Data in this exercise:
----------

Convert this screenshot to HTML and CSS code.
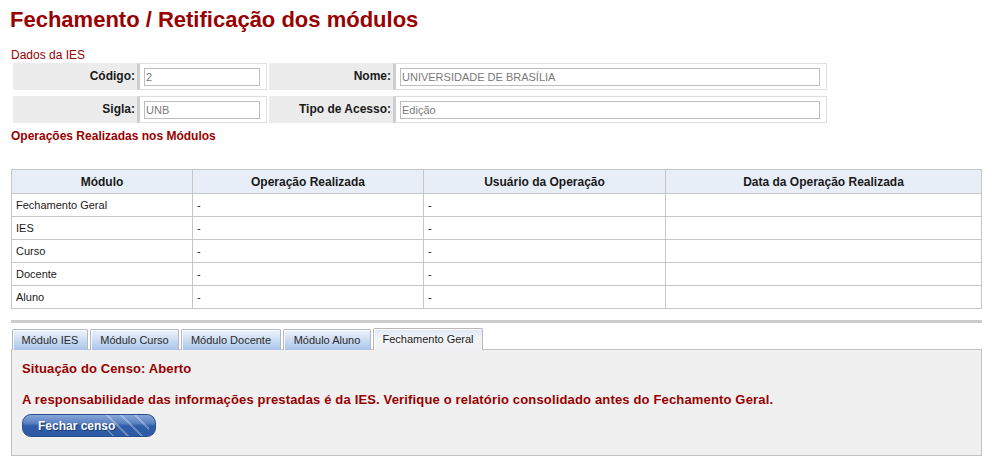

----------

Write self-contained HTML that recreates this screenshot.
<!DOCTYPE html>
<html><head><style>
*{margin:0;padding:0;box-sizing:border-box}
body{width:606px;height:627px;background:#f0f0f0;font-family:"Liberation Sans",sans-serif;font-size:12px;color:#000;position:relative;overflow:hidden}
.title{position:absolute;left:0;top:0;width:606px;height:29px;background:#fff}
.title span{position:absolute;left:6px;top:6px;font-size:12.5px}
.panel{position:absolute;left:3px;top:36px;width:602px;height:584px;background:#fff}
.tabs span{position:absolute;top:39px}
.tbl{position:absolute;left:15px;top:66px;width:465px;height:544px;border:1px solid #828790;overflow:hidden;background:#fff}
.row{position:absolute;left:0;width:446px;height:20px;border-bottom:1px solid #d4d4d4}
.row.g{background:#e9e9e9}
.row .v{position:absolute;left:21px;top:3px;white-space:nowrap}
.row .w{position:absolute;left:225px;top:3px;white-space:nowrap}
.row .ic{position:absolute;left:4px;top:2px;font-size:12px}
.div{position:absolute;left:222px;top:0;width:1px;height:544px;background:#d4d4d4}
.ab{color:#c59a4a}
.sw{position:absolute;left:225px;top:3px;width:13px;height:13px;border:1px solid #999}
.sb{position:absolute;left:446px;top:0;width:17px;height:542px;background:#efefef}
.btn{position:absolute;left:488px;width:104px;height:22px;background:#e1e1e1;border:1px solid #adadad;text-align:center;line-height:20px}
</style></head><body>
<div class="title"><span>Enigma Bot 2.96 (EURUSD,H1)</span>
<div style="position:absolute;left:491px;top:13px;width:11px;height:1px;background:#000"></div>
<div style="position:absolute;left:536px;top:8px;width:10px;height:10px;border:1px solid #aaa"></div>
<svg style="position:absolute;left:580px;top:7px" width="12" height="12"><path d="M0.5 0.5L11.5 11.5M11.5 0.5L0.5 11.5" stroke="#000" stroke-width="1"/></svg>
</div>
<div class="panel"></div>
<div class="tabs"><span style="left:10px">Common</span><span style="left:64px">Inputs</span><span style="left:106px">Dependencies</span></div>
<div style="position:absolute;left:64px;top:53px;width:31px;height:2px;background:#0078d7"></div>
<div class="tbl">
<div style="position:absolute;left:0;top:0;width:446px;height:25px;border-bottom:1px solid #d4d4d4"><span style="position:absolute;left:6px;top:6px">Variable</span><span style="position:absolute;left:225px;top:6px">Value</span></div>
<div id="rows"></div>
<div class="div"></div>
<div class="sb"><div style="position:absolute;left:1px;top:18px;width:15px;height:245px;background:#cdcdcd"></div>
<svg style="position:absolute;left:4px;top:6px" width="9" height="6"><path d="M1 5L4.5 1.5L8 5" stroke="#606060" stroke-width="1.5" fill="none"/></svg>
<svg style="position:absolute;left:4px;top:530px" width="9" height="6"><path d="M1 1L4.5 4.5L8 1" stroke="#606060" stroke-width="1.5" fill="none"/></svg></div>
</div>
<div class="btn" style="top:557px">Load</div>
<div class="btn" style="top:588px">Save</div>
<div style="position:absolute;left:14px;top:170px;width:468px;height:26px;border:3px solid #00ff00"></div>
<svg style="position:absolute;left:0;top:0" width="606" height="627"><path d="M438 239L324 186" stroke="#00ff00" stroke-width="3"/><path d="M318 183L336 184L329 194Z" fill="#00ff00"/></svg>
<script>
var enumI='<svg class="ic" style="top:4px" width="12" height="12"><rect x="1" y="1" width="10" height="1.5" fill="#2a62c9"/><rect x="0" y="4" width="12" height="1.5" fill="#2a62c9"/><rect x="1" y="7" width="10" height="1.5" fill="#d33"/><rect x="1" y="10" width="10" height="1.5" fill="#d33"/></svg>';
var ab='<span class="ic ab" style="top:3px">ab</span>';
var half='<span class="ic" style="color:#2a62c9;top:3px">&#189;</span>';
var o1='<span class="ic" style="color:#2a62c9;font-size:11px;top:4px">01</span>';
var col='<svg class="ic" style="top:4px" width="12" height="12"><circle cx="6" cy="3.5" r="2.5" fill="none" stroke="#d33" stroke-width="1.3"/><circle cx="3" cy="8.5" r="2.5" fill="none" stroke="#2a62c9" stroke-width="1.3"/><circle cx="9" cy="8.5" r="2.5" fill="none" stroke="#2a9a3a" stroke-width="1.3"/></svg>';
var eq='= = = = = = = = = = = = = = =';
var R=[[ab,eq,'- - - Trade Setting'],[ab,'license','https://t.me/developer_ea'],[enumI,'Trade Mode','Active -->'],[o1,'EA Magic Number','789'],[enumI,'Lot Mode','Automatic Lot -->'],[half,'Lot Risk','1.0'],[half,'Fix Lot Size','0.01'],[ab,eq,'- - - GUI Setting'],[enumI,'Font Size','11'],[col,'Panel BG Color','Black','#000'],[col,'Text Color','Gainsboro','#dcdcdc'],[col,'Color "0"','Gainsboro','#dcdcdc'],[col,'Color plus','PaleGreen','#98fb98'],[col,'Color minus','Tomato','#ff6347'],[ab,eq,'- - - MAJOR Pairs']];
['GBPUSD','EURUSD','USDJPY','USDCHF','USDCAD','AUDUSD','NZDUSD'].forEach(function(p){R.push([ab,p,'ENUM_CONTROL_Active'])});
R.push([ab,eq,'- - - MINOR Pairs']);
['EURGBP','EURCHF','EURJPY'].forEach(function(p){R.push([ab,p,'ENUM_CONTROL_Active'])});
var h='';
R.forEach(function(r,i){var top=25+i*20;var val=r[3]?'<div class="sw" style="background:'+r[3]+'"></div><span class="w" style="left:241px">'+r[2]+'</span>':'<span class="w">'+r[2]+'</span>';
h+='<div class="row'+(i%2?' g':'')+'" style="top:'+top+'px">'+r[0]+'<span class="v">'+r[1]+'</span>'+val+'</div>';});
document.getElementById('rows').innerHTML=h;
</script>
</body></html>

----------

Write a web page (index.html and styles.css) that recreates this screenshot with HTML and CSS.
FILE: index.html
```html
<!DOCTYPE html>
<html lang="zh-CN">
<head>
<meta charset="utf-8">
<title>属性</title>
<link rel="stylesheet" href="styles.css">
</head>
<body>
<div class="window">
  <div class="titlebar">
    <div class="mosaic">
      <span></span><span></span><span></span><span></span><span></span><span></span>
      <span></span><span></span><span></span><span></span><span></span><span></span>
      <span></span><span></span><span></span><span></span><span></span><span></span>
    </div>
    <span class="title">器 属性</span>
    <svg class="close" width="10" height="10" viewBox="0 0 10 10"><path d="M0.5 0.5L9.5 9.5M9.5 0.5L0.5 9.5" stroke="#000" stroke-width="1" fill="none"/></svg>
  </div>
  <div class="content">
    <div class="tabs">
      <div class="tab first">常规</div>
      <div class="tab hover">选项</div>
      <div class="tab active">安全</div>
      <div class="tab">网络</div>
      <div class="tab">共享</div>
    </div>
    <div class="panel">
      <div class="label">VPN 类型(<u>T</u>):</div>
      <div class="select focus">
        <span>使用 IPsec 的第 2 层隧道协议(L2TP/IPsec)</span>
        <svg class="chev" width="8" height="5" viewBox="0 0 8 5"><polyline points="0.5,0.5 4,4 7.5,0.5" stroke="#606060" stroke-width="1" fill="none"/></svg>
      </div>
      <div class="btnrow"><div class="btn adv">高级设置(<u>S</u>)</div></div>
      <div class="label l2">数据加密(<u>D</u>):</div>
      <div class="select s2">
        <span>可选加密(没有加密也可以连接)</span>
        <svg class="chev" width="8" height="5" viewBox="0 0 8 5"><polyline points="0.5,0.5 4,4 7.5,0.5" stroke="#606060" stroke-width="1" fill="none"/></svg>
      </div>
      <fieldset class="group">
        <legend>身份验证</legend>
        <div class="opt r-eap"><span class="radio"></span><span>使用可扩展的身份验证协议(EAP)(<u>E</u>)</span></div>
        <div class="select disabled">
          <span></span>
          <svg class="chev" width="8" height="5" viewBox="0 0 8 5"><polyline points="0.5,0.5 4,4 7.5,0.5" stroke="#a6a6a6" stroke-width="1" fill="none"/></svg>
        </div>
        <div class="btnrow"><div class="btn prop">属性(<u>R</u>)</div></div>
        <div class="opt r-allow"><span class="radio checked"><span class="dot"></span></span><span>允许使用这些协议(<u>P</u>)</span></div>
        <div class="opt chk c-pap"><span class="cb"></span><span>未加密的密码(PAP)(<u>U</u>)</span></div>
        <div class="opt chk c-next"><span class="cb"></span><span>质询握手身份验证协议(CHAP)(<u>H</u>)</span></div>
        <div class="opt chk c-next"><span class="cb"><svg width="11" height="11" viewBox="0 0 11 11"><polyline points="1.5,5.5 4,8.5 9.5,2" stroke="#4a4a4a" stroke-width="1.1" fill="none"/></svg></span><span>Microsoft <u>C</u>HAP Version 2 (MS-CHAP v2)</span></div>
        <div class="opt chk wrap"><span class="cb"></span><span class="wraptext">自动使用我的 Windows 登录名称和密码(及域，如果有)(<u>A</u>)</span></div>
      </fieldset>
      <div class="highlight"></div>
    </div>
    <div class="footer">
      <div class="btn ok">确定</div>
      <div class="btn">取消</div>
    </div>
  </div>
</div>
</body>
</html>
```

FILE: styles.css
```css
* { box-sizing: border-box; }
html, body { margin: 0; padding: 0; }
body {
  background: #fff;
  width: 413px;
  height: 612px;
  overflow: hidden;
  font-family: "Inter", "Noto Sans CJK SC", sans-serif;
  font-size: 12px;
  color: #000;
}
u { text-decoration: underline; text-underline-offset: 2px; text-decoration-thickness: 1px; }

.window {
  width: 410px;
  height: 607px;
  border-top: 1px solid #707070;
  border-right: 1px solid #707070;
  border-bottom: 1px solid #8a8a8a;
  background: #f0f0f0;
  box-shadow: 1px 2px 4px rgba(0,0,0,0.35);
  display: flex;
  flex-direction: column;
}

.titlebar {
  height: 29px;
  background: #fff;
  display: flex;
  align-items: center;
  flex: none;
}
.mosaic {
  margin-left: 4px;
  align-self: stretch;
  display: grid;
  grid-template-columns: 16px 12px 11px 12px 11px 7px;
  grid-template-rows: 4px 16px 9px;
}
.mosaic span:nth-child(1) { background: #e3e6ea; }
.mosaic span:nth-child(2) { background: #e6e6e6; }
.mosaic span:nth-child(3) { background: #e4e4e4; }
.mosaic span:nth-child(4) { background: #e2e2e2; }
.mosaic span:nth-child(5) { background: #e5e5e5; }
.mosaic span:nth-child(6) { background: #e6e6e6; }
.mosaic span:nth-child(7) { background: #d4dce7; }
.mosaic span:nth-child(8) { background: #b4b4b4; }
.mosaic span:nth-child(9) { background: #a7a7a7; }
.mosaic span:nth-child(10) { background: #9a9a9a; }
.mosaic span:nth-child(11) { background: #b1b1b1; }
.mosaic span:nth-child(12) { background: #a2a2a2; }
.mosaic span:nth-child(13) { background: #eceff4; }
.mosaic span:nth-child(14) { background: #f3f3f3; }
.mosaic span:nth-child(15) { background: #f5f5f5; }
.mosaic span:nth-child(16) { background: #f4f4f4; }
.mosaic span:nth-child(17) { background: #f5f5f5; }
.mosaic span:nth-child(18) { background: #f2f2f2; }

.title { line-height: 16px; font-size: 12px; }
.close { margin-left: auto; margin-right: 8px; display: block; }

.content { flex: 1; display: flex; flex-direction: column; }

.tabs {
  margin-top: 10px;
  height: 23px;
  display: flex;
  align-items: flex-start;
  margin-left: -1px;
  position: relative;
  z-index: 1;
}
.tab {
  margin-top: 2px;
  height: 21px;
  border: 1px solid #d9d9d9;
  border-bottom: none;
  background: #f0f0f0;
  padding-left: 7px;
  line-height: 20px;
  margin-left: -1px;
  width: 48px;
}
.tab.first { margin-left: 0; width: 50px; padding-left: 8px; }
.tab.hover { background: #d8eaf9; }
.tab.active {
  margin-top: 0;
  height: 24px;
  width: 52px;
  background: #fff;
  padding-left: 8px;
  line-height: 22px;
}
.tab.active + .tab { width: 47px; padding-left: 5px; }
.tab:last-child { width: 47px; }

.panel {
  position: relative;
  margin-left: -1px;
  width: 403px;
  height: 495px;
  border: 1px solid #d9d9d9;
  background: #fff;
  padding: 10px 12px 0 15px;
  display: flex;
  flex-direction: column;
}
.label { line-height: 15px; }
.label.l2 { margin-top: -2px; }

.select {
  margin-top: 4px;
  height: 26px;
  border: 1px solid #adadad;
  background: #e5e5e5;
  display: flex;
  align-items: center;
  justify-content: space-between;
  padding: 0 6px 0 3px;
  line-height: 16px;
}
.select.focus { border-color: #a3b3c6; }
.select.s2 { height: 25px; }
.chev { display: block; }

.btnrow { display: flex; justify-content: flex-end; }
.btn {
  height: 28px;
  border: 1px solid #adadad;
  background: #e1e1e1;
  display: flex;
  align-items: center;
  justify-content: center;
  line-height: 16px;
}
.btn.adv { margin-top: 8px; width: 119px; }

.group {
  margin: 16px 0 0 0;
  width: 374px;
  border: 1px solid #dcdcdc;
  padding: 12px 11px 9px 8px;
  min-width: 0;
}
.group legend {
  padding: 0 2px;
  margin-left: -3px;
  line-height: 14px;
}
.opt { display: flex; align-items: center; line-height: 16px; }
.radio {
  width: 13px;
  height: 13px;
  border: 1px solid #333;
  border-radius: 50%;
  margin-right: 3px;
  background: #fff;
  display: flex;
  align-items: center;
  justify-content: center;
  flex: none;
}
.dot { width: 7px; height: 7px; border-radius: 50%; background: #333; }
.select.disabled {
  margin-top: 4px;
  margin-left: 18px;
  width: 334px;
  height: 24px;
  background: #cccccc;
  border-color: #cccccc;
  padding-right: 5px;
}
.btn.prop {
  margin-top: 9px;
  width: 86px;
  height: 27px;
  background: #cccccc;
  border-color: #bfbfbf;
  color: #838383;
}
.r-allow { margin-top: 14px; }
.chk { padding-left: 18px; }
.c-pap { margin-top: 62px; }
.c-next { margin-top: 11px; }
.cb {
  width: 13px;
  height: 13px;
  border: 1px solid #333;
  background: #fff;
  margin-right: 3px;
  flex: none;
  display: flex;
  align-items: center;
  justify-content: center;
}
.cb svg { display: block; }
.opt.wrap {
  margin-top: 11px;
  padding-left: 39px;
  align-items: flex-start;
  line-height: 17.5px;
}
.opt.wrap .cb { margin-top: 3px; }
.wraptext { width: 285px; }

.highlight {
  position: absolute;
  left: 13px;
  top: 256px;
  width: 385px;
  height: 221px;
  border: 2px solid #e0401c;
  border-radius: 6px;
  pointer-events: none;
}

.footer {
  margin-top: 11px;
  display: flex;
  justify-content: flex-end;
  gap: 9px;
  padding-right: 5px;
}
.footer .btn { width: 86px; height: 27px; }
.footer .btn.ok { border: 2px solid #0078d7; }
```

----------

To be done: Spot every line that holds "screenshot" and copy it.

Solved problem:
Convert this screenshot to HTML and CSS code.
Write self-contained HTML that recreates this screenshot.
Write a web page (index.html and styles.css) that recreates this screenshot with HTML and CSS.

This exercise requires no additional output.